## EXERCISE TASK:
Look through the material and copy each line holding "index".

(Records with interface code)
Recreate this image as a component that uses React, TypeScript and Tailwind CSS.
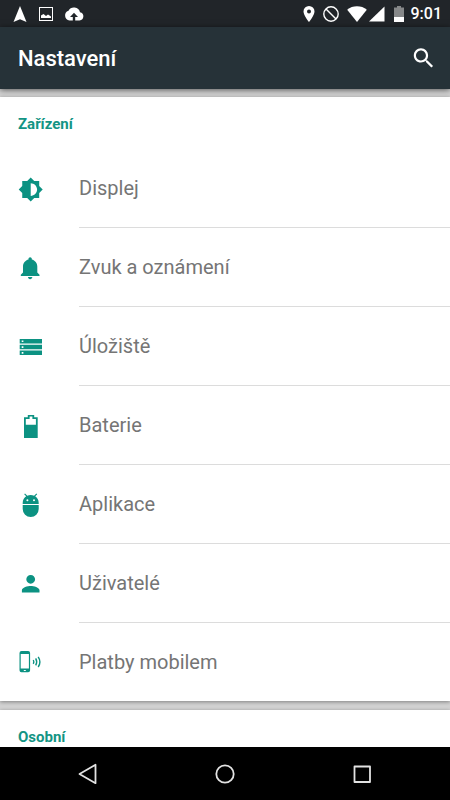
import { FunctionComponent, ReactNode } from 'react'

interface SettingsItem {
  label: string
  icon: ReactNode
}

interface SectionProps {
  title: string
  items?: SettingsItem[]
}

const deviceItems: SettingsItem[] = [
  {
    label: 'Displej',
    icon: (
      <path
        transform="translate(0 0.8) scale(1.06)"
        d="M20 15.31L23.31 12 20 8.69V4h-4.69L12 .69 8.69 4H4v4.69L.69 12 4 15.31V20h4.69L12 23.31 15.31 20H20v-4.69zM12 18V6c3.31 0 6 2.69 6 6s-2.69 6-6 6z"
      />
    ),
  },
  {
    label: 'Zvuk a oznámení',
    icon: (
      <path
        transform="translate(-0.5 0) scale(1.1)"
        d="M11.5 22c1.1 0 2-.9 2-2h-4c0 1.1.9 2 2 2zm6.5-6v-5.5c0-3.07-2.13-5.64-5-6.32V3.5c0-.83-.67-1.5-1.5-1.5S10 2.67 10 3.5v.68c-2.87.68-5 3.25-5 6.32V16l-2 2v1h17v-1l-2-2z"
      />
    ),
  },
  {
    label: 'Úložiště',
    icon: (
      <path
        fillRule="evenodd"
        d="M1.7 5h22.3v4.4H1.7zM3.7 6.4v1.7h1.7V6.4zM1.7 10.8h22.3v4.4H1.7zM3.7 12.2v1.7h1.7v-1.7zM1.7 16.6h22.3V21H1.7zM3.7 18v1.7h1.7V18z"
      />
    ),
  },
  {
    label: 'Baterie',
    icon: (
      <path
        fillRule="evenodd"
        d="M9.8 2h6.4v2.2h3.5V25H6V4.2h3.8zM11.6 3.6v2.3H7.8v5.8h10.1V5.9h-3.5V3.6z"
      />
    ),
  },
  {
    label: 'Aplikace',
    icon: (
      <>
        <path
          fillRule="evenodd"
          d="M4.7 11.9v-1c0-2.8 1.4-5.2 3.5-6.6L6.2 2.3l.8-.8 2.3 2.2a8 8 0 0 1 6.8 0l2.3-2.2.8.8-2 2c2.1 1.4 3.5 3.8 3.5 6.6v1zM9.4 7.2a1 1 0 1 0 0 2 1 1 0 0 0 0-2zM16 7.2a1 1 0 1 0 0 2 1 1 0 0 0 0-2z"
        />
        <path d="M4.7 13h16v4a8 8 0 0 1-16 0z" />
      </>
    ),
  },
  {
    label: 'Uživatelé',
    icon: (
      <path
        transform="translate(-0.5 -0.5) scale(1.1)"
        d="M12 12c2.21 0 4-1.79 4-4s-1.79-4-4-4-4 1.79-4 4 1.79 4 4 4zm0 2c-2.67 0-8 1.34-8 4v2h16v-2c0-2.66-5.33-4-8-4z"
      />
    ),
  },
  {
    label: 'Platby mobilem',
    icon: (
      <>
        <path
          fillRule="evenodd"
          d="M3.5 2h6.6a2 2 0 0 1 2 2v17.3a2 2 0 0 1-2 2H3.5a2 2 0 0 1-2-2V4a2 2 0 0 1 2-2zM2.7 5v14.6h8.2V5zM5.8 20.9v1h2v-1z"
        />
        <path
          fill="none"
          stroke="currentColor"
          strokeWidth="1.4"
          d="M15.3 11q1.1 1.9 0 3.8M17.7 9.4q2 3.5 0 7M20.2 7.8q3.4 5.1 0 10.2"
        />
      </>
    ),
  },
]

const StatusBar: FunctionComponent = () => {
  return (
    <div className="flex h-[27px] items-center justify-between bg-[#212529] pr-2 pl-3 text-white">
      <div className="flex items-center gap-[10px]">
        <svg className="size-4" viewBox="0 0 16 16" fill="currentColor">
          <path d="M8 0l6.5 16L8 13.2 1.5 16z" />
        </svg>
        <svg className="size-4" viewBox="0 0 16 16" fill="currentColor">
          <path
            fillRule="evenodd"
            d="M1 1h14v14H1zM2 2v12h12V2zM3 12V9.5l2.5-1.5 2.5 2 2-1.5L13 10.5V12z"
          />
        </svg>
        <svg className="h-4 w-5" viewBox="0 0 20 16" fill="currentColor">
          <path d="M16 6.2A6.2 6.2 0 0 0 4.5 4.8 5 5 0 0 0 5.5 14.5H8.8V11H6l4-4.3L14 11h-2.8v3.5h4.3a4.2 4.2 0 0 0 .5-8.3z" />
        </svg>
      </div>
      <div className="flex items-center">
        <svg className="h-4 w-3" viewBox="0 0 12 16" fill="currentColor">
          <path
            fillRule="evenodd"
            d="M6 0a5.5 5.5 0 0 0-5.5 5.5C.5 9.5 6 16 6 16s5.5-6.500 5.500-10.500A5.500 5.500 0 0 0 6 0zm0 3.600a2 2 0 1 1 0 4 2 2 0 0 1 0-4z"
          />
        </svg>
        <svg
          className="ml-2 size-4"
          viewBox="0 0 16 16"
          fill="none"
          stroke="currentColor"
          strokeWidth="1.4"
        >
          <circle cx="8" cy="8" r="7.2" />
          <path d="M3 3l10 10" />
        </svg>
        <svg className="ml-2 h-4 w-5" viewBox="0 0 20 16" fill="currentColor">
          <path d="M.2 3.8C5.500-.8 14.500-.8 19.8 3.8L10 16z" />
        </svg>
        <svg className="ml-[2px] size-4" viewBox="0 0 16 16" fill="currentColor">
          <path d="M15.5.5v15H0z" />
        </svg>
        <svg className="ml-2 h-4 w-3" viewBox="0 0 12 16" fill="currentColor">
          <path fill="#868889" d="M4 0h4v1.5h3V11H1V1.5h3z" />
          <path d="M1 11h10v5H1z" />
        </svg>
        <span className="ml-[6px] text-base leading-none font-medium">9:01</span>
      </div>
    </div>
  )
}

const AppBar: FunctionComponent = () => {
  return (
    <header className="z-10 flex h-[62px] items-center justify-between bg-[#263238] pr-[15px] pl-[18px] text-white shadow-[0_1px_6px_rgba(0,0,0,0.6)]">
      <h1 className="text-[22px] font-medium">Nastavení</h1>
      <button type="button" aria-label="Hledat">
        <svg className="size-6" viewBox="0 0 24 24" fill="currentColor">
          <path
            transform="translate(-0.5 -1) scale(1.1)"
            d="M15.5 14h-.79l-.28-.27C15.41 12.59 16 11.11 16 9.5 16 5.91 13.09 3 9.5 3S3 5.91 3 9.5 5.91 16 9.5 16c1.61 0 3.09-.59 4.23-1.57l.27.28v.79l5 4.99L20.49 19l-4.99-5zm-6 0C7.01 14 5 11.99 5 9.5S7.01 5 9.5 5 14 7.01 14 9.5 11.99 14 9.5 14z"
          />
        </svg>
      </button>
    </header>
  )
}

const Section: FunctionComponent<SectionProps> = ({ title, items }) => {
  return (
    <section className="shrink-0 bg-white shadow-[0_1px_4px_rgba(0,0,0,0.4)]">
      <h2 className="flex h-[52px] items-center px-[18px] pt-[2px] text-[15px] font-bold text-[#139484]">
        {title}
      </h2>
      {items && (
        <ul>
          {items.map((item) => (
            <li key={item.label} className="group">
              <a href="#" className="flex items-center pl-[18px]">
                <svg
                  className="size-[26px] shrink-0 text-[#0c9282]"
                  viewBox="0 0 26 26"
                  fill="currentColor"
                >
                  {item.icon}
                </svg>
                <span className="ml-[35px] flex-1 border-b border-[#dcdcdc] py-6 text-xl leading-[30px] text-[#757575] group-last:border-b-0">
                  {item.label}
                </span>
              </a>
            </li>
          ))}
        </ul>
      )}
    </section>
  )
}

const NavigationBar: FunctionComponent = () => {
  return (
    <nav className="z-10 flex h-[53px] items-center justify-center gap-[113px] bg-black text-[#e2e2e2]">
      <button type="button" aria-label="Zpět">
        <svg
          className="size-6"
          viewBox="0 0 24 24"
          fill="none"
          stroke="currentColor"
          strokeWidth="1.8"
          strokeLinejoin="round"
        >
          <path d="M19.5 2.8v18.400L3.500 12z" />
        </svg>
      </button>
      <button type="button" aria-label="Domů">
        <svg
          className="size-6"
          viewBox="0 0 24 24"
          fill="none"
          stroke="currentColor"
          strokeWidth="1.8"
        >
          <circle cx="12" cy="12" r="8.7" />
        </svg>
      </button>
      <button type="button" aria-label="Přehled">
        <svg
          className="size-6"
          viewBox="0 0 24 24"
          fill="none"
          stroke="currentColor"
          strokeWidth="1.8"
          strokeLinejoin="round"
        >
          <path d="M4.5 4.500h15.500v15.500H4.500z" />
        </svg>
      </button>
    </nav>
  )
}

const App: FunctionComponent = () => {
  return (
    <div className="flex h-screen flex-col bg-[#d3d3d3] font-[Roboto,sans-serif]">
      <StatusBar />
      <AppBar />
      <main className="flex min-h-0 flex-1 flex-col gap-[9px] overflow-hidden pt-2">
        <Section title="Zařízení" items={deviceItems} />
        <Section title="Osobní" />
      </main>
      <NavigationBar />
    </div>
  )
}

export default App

...

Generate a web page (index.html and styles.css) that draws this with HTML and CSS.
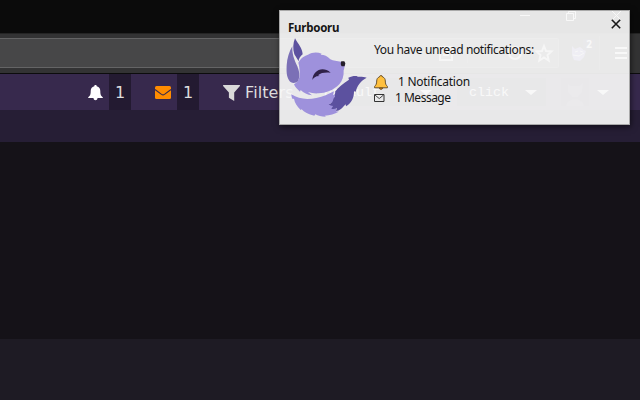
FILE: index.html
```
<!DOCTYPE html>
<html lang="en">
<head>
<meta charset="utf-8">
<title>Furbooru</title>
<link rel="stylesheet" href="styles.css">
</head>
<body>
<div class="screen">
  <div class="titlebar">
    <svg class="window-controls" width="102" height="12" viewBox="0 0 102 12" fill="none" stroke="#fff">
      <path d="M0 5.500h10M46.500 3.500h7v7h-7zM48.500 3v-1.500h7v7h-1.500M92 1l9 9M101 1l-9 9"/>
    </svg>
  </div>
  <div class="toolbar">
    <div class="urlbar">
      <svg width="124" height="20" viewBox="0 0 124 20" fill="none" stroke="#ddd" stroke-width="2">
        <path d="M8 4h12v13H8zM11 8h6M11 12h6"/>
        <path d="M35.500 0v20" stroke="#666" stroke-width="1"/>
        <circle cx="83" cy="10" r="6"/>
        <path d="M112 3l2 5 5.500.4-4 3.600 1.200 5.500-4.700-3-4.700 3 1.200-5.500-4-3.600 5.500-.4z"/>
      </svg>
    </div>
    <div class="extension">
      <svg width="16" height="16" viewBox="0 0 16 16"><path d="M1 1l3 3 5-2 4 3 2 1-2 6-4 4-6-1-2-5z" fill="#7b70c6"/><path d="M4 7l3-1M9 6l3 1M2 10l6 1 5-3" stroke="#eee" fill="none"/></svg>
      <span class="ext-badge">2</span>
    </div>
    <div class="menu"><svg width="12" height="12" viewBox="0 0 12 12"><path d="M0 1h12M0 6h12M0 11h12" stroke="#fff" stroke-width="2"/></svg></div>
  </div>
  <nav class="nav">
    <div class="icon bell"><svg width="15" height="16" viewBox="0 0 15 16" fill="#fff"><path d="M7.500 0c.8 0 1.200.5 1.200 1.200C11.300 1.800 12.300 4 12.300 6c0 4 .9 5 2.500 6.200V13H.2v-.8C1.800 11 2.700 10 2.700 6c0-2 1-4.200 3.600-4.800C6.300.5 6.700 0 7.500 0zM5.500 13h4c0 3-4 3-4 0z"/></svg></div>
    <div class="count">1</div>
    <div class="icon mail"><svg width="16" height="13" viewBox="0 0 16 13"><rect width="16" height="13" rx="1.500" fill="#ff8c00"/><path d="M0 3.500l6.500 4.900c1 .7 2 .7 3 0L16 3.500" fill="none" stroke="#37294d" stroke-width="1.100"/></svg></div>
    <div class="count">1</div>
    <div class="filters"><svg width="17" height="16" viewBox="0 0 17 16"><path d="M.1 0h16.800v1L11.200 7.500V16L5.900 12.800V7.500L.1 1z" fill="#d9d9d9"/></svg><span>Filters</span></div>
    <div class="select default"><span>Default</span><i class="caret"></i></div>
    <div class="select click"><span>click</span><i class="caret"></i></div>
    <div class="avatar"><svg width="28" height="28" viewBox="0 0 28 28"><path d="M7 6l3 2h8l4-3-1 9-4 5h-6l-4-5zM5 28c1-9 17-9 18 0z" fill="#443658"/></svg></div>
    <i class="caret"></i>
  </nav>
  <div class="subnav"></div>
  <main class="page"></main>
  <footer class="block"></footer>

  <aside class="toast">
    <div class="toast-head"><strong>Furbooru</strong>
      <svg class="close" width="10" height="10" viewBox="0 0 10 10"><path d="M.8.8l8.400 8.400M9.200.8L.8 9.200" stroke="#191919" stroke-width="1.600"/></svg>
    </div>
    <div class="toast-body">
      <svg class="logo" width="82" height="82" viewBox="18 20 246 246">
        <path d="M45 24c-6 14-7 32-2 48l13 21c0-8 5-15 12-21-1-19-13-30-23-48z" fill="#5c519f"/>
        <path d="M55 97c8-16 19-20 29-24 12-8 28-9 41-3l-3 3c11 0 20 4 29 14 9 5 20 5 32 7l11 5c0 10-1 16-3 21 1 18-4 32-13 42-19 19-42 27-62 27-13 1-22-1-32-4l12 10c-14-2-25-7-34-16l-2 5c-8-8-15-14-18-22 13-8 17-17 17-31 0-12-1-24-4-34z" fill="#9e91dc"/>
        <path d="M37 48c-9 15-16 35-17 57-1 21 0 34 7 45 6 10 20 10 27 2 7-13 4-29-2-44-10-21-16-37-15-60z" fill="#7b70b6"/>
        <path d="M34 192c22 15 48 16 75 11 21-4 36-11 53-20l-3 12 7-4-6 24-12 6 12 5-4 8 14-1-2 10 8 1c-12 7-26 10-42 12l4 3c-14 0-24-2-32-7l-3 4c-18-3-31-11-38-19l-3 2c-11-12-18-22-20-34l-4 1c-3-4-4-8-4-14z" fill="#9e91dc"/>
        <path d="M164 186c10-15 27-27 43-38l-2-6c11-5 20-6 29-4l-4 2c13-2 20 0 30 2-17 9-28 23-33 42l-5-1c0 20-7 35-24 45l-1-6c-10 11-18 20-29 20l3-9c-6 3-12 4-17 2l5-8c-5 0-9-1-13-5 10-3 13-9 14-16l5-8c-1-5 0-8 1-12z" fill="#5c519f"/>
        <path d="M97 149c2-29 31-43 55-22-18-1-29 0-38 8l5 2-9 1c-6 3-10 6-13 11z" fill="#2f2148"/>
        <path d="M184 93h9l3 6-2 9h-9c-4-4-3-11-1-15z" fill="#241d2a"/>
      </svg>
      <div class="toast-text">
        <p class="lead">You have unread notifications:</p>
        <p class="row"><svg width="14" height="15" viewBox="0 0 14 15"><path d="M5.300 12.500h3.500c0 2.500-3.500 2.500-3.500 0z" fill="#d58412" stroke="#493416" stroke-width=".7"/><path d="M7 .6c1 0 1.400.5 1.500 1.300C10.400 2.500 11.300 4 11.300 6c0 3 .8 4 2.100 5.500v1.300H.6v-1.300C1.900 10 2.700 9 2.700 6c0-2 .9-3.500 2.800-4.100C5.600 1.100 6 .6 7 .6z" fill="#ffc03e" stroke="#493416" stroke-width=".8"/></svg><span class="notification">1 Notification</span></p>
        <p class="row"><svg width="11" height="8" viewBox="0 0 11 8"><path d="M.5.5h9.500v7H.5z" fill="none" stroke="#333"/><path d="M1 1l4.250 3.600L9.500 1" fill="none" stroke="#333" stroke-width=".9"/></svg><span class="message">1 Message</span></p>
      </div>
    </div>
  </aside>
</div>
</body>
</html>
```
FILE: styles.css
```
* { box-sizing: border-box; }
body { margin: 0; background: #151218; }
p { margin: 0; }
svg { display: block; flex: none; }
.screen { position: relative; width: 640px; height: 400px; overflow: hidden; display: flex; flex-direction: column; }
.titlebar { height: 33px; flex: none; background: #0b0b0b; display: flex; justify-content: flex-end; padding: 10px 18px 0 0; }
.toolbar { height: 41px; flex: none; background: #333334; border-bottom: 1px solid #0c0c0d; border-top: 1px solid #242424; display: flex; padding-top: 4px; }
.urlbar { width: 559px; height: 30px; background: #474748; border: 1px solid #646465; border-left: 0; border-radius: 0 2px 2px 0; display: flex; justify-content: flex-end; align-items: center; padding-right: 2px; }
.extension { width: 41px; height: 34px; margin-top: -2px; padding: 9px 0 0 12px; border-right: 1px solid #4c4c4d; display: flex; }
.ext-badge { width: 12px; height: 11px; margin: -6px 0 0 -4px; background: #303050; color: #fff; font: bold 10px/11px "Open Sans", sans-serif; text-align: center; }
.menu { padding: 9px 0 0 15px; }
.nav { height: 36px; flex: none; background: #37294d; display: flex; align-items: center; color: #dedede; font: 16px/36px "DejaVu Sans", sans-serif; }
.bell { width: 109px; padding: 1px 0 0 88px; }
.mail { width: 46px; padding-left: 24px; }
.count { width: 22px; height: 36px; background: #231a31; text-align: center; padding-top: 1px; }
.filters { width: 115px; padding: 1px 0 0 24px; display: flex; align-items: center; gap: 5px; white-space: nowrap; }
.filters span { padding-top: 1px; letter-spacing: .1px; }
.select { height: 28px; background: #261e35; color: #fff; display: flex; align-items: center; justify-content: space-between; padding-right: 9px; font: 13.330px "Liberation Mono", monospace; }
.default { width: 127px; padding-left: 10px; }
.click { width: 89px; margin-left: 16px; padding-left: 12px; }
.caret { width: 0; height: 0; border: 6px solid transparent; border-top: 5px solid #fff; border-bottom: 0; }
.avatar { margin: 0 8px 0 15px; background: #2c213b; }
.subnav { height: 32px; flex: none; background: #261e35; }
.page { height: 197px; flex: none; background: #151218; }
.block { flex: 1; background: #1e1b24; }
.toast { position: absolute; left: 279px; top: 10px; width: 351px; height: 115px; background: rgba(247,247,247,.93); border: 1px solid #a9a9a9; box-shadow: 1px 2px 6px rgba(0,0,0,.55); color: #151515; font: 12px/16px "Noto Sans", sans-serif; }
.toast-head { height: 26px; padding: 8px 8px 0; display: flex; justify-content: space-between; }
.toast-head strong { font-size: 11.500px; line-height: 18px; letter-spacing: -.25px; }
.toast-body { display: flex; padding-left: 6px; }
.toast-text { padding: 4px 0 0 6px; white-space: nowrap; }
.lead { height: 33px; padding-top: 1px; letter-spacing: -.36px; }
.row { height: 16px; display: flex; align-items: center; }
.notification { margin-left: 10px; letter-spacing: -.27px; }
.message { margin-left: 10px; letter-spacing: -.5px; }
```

## EXPECTED ANSWER:
Generate a web page (index.html and styles.css) that draws this with HTML and CSS.
FILE: index.html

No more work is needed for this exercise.